Article Title

End of Life Choices: Hospice Care – A Whispered Service

It is not easy to tell a patient that he/she has a condition for which there is no cure. Do we say, "There is no cure presently”? Do we say, "We do not have a cure, yet"? How do we tell this to a patient without feeling a sense of guilt – be it a collective guilt (thinking of the state of the medical profession) or a personal sensitivity (thinking of oneself and a sense of inadequacy)? When we inform a patient, do we try to avoid false hope? We may know that there is no cure on the horizon, whatsoever, so we may say, "Presently there is no cure.” Perhaps we are thinking that this makes it easier for us to say as opposed to what the patient might interpret -- that a cure might be just around the corner.

In today’s day and age, because there are so many scientific and medical breakthroughs occurring, and at such a fast pace, it is easy for someone to build false hopes. The point is, however, that we say it to the patient to be as honest and forthright as we would want our own clinician to be with us. Diagnosing a terminal illness may involve a patient who is ambulatory, lucid, and quite capable of self-management. On the other hand, the patient may not be ambulatory and/or elect to start "dropping out.” What if the patient just feels tired from fighting and chooses to "rest peacefully” or chooses to "end all pain?”

To this end, two important objectives we might want to think about when serving our terminally ill patients are giving them the opportunity to "settle their affairs” and giving them the greatest possible pain free physical comfort. Frequently enough, this may involve some time beyond one to a few days. Once a clinician informs a patient that he/she has a terminal illness and there is no hope, there are a number of scenarios that the clinician potentially faces: a sense of inadequacy, possible self directed anger, potential guilt, some degree of denial, a desire for isolation (including from family), and/or an inability to be communicative. The patient also faces a variety of feelings such as anger, self-pity, denial, despair, "dirty/unclean,” religiously abandoned, socially unacceptable, sense of negative worth, and/or a loss of control, to mention a few. Some may possibly even experience a feeling of salvation or relief. Either one, the patient or the clinician, may find it hard to face the other.
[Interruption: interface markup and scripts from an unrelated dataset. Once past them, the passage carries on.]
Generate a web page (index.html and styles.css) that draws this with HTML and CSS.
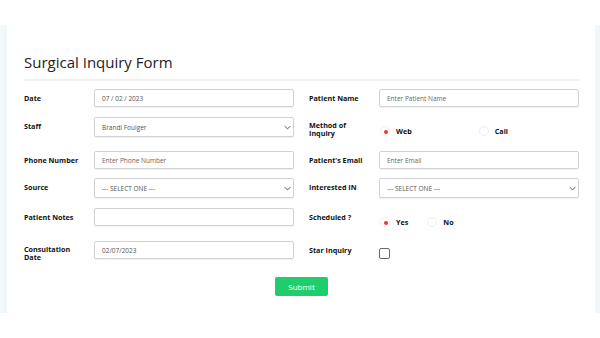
FILE: index.html
```html
<!DOCTYPE html>
<html lang="en">
<head>
  <meta charset="UTF-8">
  <meta name="viewport" content="width=device-width, initial-scale=1.0">
  <title>Surgical Inquiry Form</title>
  <link rel="stylesheet" href="styles.css">
</head>
<body>
  <div class="page">
    <div class="card">
      <h1 class="title">Surgical Inquiry Form</h1>

      <form class="form">
        <div class="row row-1">
          <div class="group">
            <label class="label">Date</label>
            <input class="field" type="text" value="07 / 02 / 2023">
          </div>
          <div class="group">
            <label class="label">Patient Name</label>
            <input class="field" type="text" placeholder="Enter Patient Name">
          </div>
        </div>

        <div class="row row-2">
          <div class="group">
            <label class="label">Staff</label>
            <div class="select-wrap">
              <select class="field select">
                <option>Brandi Foulger</option>
              </select>
              <svg class="chevron" viewBox="0 0 10 6" width="7" height="5"><path d="M1 1l4 4 4-4" fill="none" stroke="#444" stroke-width="1.3"/></svg>
            </div>
          </div>
          <div class="group">
            <label class="label two-line">Method of Inquiry</label>
            <div class="choices">
              <span class="choice wide"><span class="radio checked"></span>Web</span>
              <span class="choice"><span class="radio"></span>Call</span>
            </div>
          </div>
        </div>

        <div class="row row-3">
          <div class="group">
            <label class="label">Phone Number</label>
            <input class="field" type="text" placeholder="Enter Phone Number">
          </div>
          <div class="group">
            <label class="label">Patient's Email</label>
            <input class="field" type="text" placeholder="Enter Email">
          </div>
        </div>

        <div class="row row-4">
          <div class="group">
            <label class="label">Source</label>
            <div class="select-wrap">
              <select class="field select">
                <option>--- SELECT ONE ---</option>
              </select>
              <svg class="chevron" viewBox="0 0 10 6" width="7" height="5"><path d="M1 1l4 4 4-4" fill="none" stroke="#444" stroke-width="1.3"/></svg>
            </div>
          </div>
          <div class="group">
            <label class="label">Interested IN</label>
            <div class="select-wrap">
              <select class="field select">
                <option>--- SELECT ONE ---</option>
              </select>
              <svg class="chevron" viewBox="0 0 10 6" width="7" height="5"><path d="M1 1l4 4 4-4" fill="none" stroke="#444" stroke-width="1.3"/></svg>
            </div>
          </div>
        </div>

        <div class="row row-5">
          <div class="group">
            <label class="label">Patient Notes</label>
            <input class="field" type="text">
          </div>
          <div class="group">
            <label class="label">Scheduled ?</label>
            <div class="choices">
              <span class="choice"><span class="radio checked"></span>Yes</span>
              <span class="choice"><span class="radio"></span>No</span>
            </div>
          </div>
        </div>

        <div class="row row-6">
          <div class="group">
            <label class="label two-line">Consultation Date</label>
            <input class="field" type="text" value="02/07/2023">
          </div>
          <div class="group">
            <label class="label">Star Inquiry</label>
            <span class="checkbox"></span>
          </div>
        </div>

        <div class="actions">
          <button class="button" type="button">Submit</button>
        </div>
      </form>
    </div>
  </div>
</body>
</html>
```

FILE: styles.css
```css
body {
  font-family: "Open Sans", "Liberation Sans", sans-serif;
  margin: 0;
  padding: 0;
  background-color: #ffffff;
  color: #1f2937;
}

.page {
  margin-top: 25px;
  height: 288px;
  padding: 0 5px 0 7px;
  background-color: #f3f9fa;
}

.card {
  height: 100%;
  background-color: #ffffff;
  padding: 26px 16px 0 17px;
  box-sizing: border-box;
  box-shadow: 0 3px 6px rgba(120, 160, 170, 0.08);
}

.title {
  margin: 0;
  font-size: 15px;
  font-weight: 400;
  color: #222222;
  line-height: 22px;
  padding-bottom: 6px;
  border-bottom: 2px solid #f0f0f0;
}

.form {
  margin-top: 8px;
}

.row {
  display: grid;
  grid-template-columns: 1fr 1fr;
  column-gap: 15px;
}

.row-1 { margin-bottom: 10px; }
.row-2 { margin-bottom: 14px; }
.row-3 { margin-bottom: 9px; }
.row-4 { margin-bottom: 10px; }
.row-5 { margin-bottom: 14px; }
.row-6 { margin-bottom: 16px; }

.group {
  display: flex;
  align-items: flex-start;
}

.label {
  width: 70px;
  flex: none;
  font-size: 7.2px;
  font-weight: 700;
  color: #111111;
  line-height: 10px;
  padding-top: 4px;
}

.label.two-line {
  width: 56px;
  margin-right: 14px;
  line-height: 7.5px;
  padding-top: 5px;
}

.field {
  flex: 1;
  min-width: 0;
  height: 18px;
  box-sizing: border-box;
  border: 1px solid #d2d2d2;
  border-radius: 2px;
  padding: 0 7px;
  font-family: inherit;
  font-size: 6.5px;
  color: #555555;
  background-color: #ffffff;
  box-shadow: 0 1px 1px rgba(0, 0, 0, 0.06);
  outline: none;
}

.field::placeholder {
  color: #666666;
}

.select-wrap {
  flex: 1;
  position: relative;
  display: flex;
}

.select {
  height: 20px;
  width: 100%;
  -webkit-appearance: none;
  appearance: none;
}

.chevron {
  position: absolute;
  right: 3px;
  top: 8px;
}

.choices {
  display: flex;
  padding-top: 9px;
  padding-left: 1px;
}

.choice {
  display: flex;
  align-items: center;
  font-size: 7.2px;
  font-weight: 700;
  color: #111111;
  margin-right: 19px;
}

.choice.wide {
  margin-right: 67px;
}

.radio {
  width: 10px;
  height: 10px;
  border-radius: 50%;
  border: 1px solid #efefef;
  box-sizing: border-box;
  margin-right: 6px;
  position: relative;
}

.radio.checked::after {
  content: "";
  position: absolute;
  left: 2.5px;
  top: 2.5px;
  width: 4px;
  height: 4px;
  border-radius: 50%;
  background-color: #e53935;
}

.checkbox {
  width: 11px;
  height: 11px;
  box-sizing: border-box;
  border: 1.5px solid #6b6b6b;
  border-radius: 2px;
  margin-top: 7px;
}

.actions {
  display: flex;
  justify-content: center;
}

.button {
  width: 53px;
  height: 19px;
  border: none;
  border-radius: 2px;
  background-color: #1fcd6c;
  color: #ffffff;
  font-family: inherit;
  font-size: 8px;
  padding: 0;
}
```
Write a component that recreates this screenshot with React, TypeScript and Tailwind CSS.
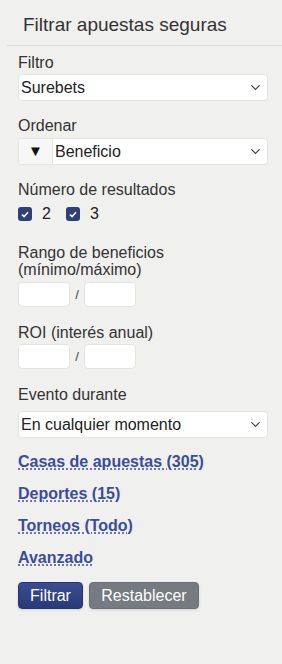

To say the least, dealing with death is quite difficult and unpredictable. But dealing with a disabling knee joint is difficult for the patient and difficult for the cardiologist. Dealing with a congested lung is difficult for the patient and difficult for the orthopedist. Dealing with a gastrointestinal parasitic infection is difficult for the patient and difficult for the neurologist. Dealing with obsessive compulsive disorder is difficult for the patient and difficult for the urologist. In each of these scenarios, both the patient and the clinician are facing a situation that they are not accustomed to dealing with in their respective, routine existence. In each scenario, the chances are that both patient and clinician would very well profit by calling in someone with expertise that would complement the scenario.

In a scenario in which death becomes the focal point, would it not make sense to call in the people with the dedicated expertise? These people are the hospice clinicians – clinicians trained in and dedicated to working with and caring for terminally ill patients. Their expertise, to put it bluntly, is "death.” They know how to render care for both physical and emotional pain. They have the necessary experience to offer help, including palliative care, to the patient, to the clinician, and/or to the survivor. They are conditioned to offer aide under these circumstances without the threat of personal scarring. They can engage in these scenarios with the sincere understanding and adaptive, sensitive behavior while at the same time protecting their own sense of self.

A problem is that their service or expertise is not as commonly known nor appreciated as it should be. In educating our clinicians, there often is to scant an exposure to the value and understanding of hospice care. The study of death (thanatology) in itself is sparse. In three classes of physician assistant students in succession (an average of 75 students per class) just about 6% of the students knew the name of Dr. Elisabeth Kübler-Ross. What was interesting was not just that the students did not know her, but also that they were not aware of the complexities involved in the issues of death with a patient, with a clinician, with a survivor, issues that Dr. Ross opened the door to.

This is somewhat understandable because in our society, we frequently tend to avoid discussing, associating, or understanding death, and as such, terminal illness often becomes a contagious, "hands off” concern.

Wouldn’t it be more beneficial if hospice care became a louder voice and not a "whispered service”?